In 2015, 11.5 million documents that detail financial and attorney–client information for more than 214,488 offshore entities were leaked by an anonymous source. These documents – since called the Panama Papers – named 12 (then) current and former world leaders, 128 other public officials and politicians, and hundreds of other members of the elites of over 200 countries. Some of the names mentioned included Malcolm Turnbull, Silvio Berlusconi, Benazir Bhutto, Ronald Reagan, Stanley Kubrick, and officials from FIFA.

Irene Marcos Araneta, the youngest child of the dictator Marcos, along with her husband Gregorio Ma. Araneta III was named in the Panama papers. Both are listed as shareholders of Orient Wind Development Limited, registered in the British Virgin Islands.

Before the Panama Papers, there was the 2013 Offshore Leaks based on a cache of 2.5 million files containing information on more than 120,000 offshore companies and trusts worldwide, also revealed by the ICIJ. The ICIJ said that 86 journalists from 46 countries sifted through the data during their 15-month collaborative investigation. In the Philippines, the Philippine Center for Investigative Journalism (PCIJ) was the partner organization.

In the Offshore Leaks probe Ilocos Norte Governor Maria Imelda “Imee” Marcos Manotoc is revealed as one of the beneficiaries of the Sintra Trust, a company based in the British Virgin Islands. Named with Imee are her three sons—Ferdinand Richard Michael Manotoc, Fernando Martin “Borgy” Manotoc and Matthew Joseph Manotoc.

The Philippine references in the ICIJ Offshore Leaks Database

Just last November 2017, the Paradise Papers comprising of 13.4 million confidential electronic documents relating to offshore investments were leaked to the German reporters Frederik Obermaier and Bastian Obermayer from the newspaper Süddeutsche Zeitung.
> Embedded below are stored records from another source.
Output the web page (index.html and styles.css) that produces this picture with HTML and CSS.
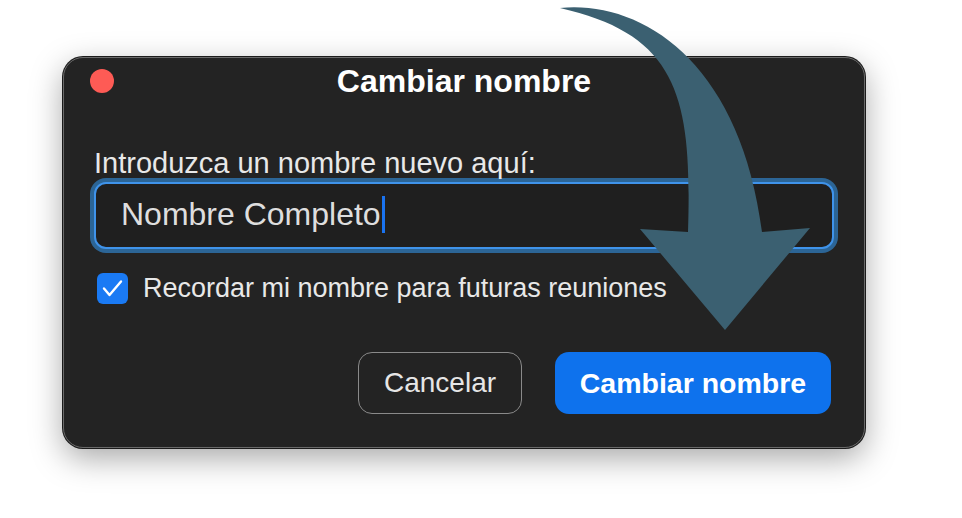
FILE: index.html
```html
<!DOCTYPE html>
<html lang="es">
<head>
    <meta charset="UTF-8">
    <meta name="viewport" content="width=device-width, initial-scale=1.0">
    <title>Cambiar nombre</title>
    <link rel="stylesheet" href="styles.css">
</head>
<body>
    <div class="page">
        <div class="dialog">
            <div class="dialog-header">
                <span class="close-dot"></span>
                <h1 class="dialog-title">Cambiar nombre</h1>
                <span></span>
            </div>
            <div class="dialog-body">
                <label class="field-label">Introduzca un nombre nuevo aquí:</label>
                <div class="name-input">Nombre Completo<span class="caret"></span></div>
                <div class="remember">
                    <span class="checkbox">
                        <svg width="31" height="31" viewBox="0 0 31 31">
                            <polyline points="7,15.5 12.5,22 24,8.5" fill="none" stroke="#fff" stroke-width="2.4" stroke-linecap="round" stroke-linejoin="round"/>
                        </svg>
                    </span>
                    <span>Recordar mi nombre para futuras reuniones</span>
                </div>
                <div class="actions">
                    <button class="btn btn-cancel">Cancelar</button>
                    <button class="btn btn-primary">Cambiar nombre</button>
                </div>
            </div>
        </div>

        <!-- curved pointer sitting over the dialog -->
        <svg class="hint-arrow" viewBox="0 0 962 518">
            <path d="M560 8 C640 0 740 60 762 232 L810 228 L725 330 L640 229 L688 232 C692 100 680 35 560 8 Z" fill="#3b6071"/>
        </svg>
    </div>
</body>
</html>
```

FILE: styles.css
```css
body {
    margin: 0;
    background-color: #fff;
    font-family: "Liberation Sans", Arial, sans-serif;
}

.page {
    position: relative;
    width: 962px;
    height: 518px;
    padding: 57px 0 0 63px;
    box-sizing: border-box;
}

.dialog {
    width: 802px;
    height: 391px;
    box-sizing: border-box;
    background-color: #232323;
    border: 1px solid #6a6a6a;
    border-radius: 20px;
    box-shadow: 0 0 0 1px #1b1b1b, 0 10px 32px rgba(0, 0, 0, 0.35);
    color: #e8e8e8;
}

.dialog-header {
    display: grid;
    grid-template-columns: 1fr auto 1fr;
    align-items: center;
    height: 46px;
    padding: 0 26px;
}

.close-dot {
    width: 24px;
    height: 24px;
    border-radius: 50%;
    background-color: #fe5b55;
}

.dialog-title {
    margin: 0;
    font-size: 32px;
    font-weight: 700;
    line-height: 1;
    color: #fff;
}

.dialog-body {
    padding: 42px 30px 0;
}

.field-label {
    display: block;
    font-size: 29px;
    line-height: 34px;
    margin-bottom: 2px;
}

/* focused text field: bright edge plus darker focus ring */
.name-input {
    display: flex;
    align-items: center;
    height: 67px;
    box-sizing: border-box;
    padding: 0 0 2px 25px;
    background-color: #1f1f1f;
    border: 2px solid #3f93ea;
    border-radius: 12px;
    box-shadow: 0 0 0 4px #2c6596;
    font-size: 32px;
    color: #dedede;
}

.caret {
    width: 3px;
    height: 37px;
    margin-left: 1px;
    background-color: #1a73f0;
}

.remember {
    display: flex;
    align-items: center;
    gap: 15px;
    margin: 24px 0 0 3px;
    font-size: 27px;
}

.checkbox {
    display: flex;
    width: 31px;
    height: 31px;
    border-radius: 6px;
    background-color: #1a7af4;
}

.actions {
    display: flex;
    justify-content: flex-end;
    gap: 33px;
    margin: 48px 3px 0 0;
}

.btn {
    height: 62px;
    padding: 0;
    border-radius: 14px;
    font-family: inherit;
    font-size: 28px;
    cursor: pointer;
}

.btn-cancel {
    width: 164px;
    background-color: transparent;
    border: 1.5px solid #8a8a8a;
    color: #e6e6e6;
}

.btn-primary {
    width: 276px;
    background-color: #0e72ed;
    border: none;
    color: #fff;
    font-weight: 700;
    font-size: 28.5px;
}

.hint-arrow {
    position: absolute;
    top: 0;
    left: 0;
    width: 962px;
    height: 518px;
    pointer-events: none;
}
```
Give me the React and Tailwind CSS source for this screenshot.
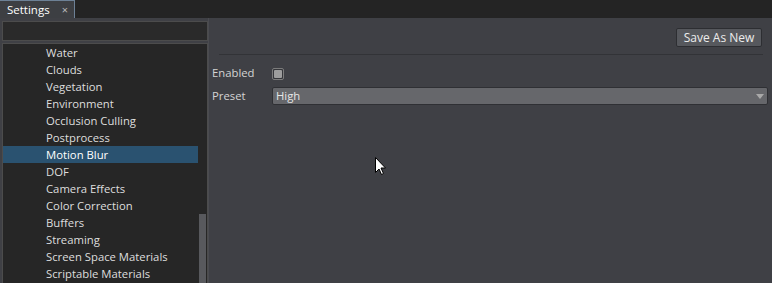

The newspaper shared them with the ICIJ’s network of more than 380 journalists. The papers contain the names of more than 120,000 people and companies. At 1.4 terabytes in size, this is second only to the Panama Papers in 2016 as the biggest data leak in history.

The Paradise Papers Explained in a Video

The database of the Paradise Papers has been recently catalogued and made public but there appears to be no early references to the Marcoses, although many wealthy Filipinos do appear.

Micah White, co-founder of Occupy calls this recent phenomenon as “leaktivism “.  If this can evolve into a widely accepted ethical and professional counterbalance, then we may just be waiting for Imelda’s other shoe to drop.